The report said the military never had more than nine minutes notice from the FAA on any of the four hijackings.

Moreover, there was a delay in passing along an order for pilots to shoot down any hostile aircraft.

Even so, the commission's report steered clear of any claims that the planes could have been intercepted.

"NORAD (North American Air Defense Command) officials have maintained that they would have intercepted and shot down United 93. We are not so sure," the report said. That was the hijacked plane that crashed into the Pennsylvania countryside, evidently after passengers struggled with the terrorists aboard.

"Their actions saved the lives of countless others," the panel said.

If FAA and NORAD officials were scrambling to deal with the strikes, so, too, were top officials of the government.

President Bush was in Florida, leaving Cheney as the senior official in Washington.

On Bush's authorization, Cheney relayed an order for military planes to shoot down aircraft deemed hostile.

At midmorning, more than a half-hour after the order had been given, Cheney told Defense Secretary Donald H. Rumsfeld he thought it had been carried out.

"It's my understanding that they've already taken a couple of aircraft out," Cheney said, according to the partial transcript of a conference call that the commission released.

The commission session was twice interrupted briefly by protesters. One man, holding an American flag, stood up and shouted, "I'm walking out." He was escorted from the room by police.

While it is customary for commission staff to read their report aloud, this one was augmented by snippets of tape recordings made that day as well as graphics demonstrating the flight paths of the four hijacked plans.

A particularly haunting transmission came from the cockpit of American Airlines Flight 11, which took off from Boston and was the first plane to strike the World Trade Center. A person believed to be Mohamed Atta, the alleged ringleader of the 19 hijackers, who piloted the plane, is heard saying to passengers: "We have some planes. Just stay quiet and you'll be OK. We are returning to the airport."

Later, Atta tells the passengers, "If you try to make any moves, you'll endanger yourself and the airplane."

The report largely blamed inadequate emergency procedures that contemplated more time to react to a traditional hijacking rather than a suicide hijacking.

In many cases, the panel praised the actions of government personnel forced to make split-second decisions. In the hours just after the attacks occurred, nearly 4,500 planes in the air had to be landed as quickly as possible. To do that, air traffic controllers first had to reroute about a quarter of them - juggling 50 times the usual number of planes rerouted each hour.

"We do not believe that an accurate understanding of the events of that morning reflects discredit on the operational personnel," the report said.

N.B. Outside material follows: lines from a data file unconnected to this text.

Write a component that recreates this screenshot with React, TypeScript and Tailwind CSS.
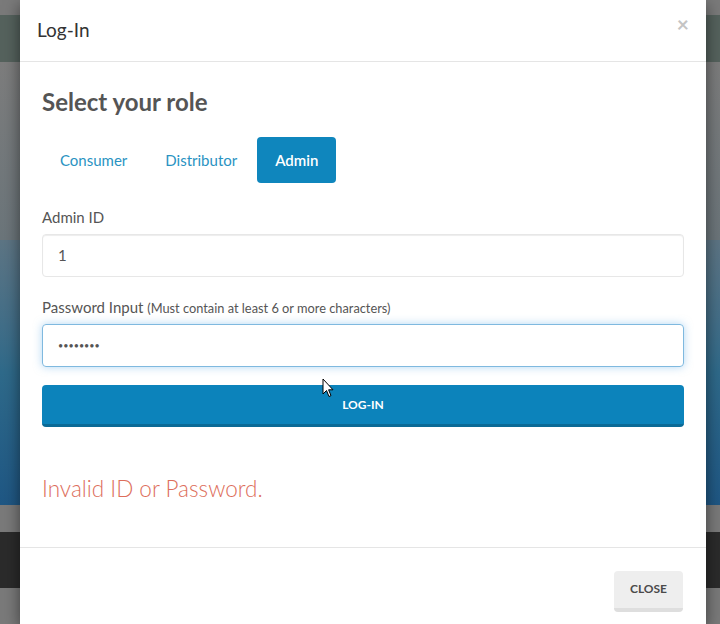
import { useState } from 'react';

const roles = ['Consumer', 'Distributor', 'Admin'];

export default function App() {
  const [role, setRole] = useState('Admin');
  const [adminId, setAdminId] = useState('1');
  const [password, setPassword] = useState('12345678');

  return (
    <div className="relative h-[624px] w-[720px] overflow-hidden" style={{ fontFamily: 'Lato, "Open Sans", sans-serif' }}>
      {/* page behind the backdrop */}
      <div className="flex h-full flex-col">
        <div className="h-[15px] bg-[#7a7a7a]" />
        <div className="h-[47px] bg-[#55625d]" />
        <div className="h-[178px] bg-gradient-to-b from-[#7d7d7d] to-[#6b757a]" />
        <div className="h-[265px] bg-gradient-to-b from-[#5d7584] via-[#2f6a8a] to-[#1f5784]" />
        <div className="h-[27px] bg-[#7a7a7a]" />
        <div className="h-[56px] bg-[#2b2b2b]" />
        <div className="flex-1 bg-[#7a7a7a]" />
      </div>

      {/* modal */}
      <div className="absolute left-[20px] top-0 w-[686px] bg-white shadow-[0_5px_15px_rgba(0,0,0,0.5)]">
        <div className="flex h-[62px] items-center justify-between border-b border-[#e5e5e5] px-[17px]">
          <h4 className="text-[19px] text-[#333]">Log-In</h4>
          <button className="-mt-[15px] text-[21px] font-bold leading-none text-[#c4c4c4]">×</button>
        </div>

        <div className="px-[22px] pb-[20px] pt-[28px]">
          <h3 className="text-[24px] font-bold leading-none text-[#555]">Select your role</h3>

          <div className="mt-[23px] flex gap-[2px]">
            {roles.map((r) => (
              <button
                key={r}
                onClick={() => setRole(r)}
                className={
                  r === role
                    ? 'h-[46px] rounded-[4px] bg-[#0f86bd] px-[18px] text-[15px] font-semibold text-white'
                    : 'h-[46px] rounded-[4px] px-[18px] text-[15px] text-[#2a93c2]'
                }
              >
                {r}
              </button>
            ))}
          </div>

          <label className="mt-[23px] block text-[15px] text-[#555]">{role} ID</label>
          <input
            value={adminId}
            onChange={(e) => setAdminId(e.target.value)}
            className="mt-[5px] h-[43px] w-full rounded-[4px] border border-[#e7e7e7] px-[15px] text-[15px] text-[#555] shadow-[inset_0_1px_1px_rgba(0,0,0,0.075)] outline-none"
          />

          <label className="mt-[19px] block text-[15px] text-[#555]">
            Password Input <span className="text-[12.8px]">(Must contain at least 6 or more characters)</span>
          </label>
          <input
            type="password"
            value={password}
            onChange={(e) => setPassword(e.target.value)}
            className="mt-[6px] h-[43px] w-full rounded-[4px] border border-[#7fb9df] px-[15px] text-[9px] text-[#555] shadow-[0_0_8px_rgba(102,175,233,0.5)] outline-none"
          />

          <button className="mt-[18px] flex h-[42px] w-full items-center justify-center rounded-[4px] border-b-[3px] border-[#0b6a96] bg-[#0c83bb] text-[12px] font-bold uppercase text-white">
            Log-in
          </button>

          <p className="mt-[45px] text-[22.5px] font-light text-[#dd6e5b]">Invalid ID or Password.</p>
        </div>

        <div className="mt-[21px] flex h-[77px] items-center justify-end border-t border-[#e5e5e5] px-[23px] pt-[11px]">
          <button className="h-[41px] rounded-[4px] border-b-[4px] border-[#dedede] bg-[#eeeeee] px-[16px] text-[12px] font-bold uppercase text-[#4a4a4a]">
            Close
          </button>
        </div>
      </div>

      {/* mouse pointer */}
      <svg className="pointer-events-none absolute left-[322px] top-[378px]" width="12" height="20" viewBox="0 0 12 20">
        <path d="M1 1 L1 16 L4.5 12.5 L7 18.5 L9 17.6 L6.6 11.8 L11 11.8 Z" fill="#fff" stroke="#000" strokeWidth="1" strokeLinejoin="round" />
      </svg>
    </div>
  );
}
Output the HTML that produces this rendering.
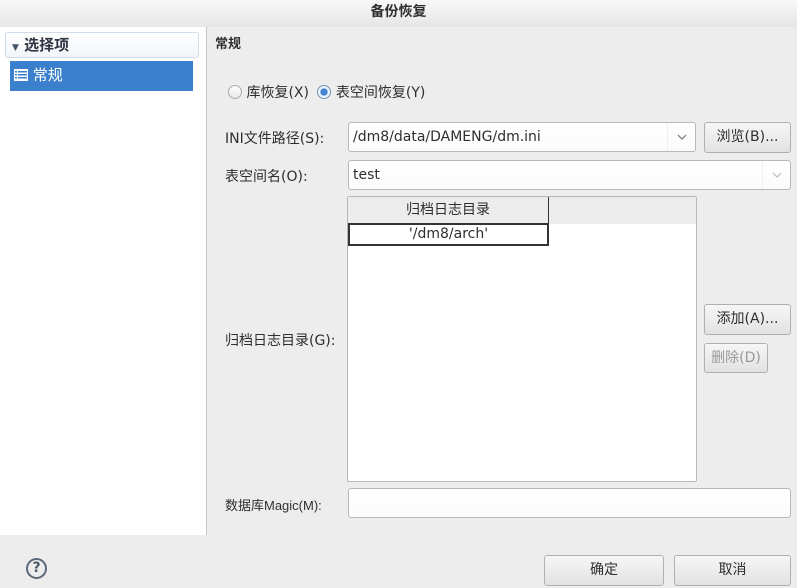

The report issued said air traffic controllers realized at 8:24 a.m. on Sept. 11 that Flight 11 was being hijacked, but lost several minutes notifying layers of command - according to protocol - before contacting NORAD. The plane crashed at 8:46 a.m.

Controllers, meanwhile, didn't realize American Airlines Flight 77 - which took off from Dulles Airport outside Washington - might be hijacked when it mysteriously started veering off course at 8:54 a.m. The plane then traveled undetected for 36 minutes toward Washington, due in part to a radar glitch.

The confusion meant only an unarmed military cargo plane could be diverted to track the plane. The plane located Flight 77 but could do nothing as the commercial jetliner crashed into the Pentagon.

The commission is winding down its 1 1/2-year investigation after interviewing more than 1,000 witnesses, including Bush, and reviewing more than 2 million documents.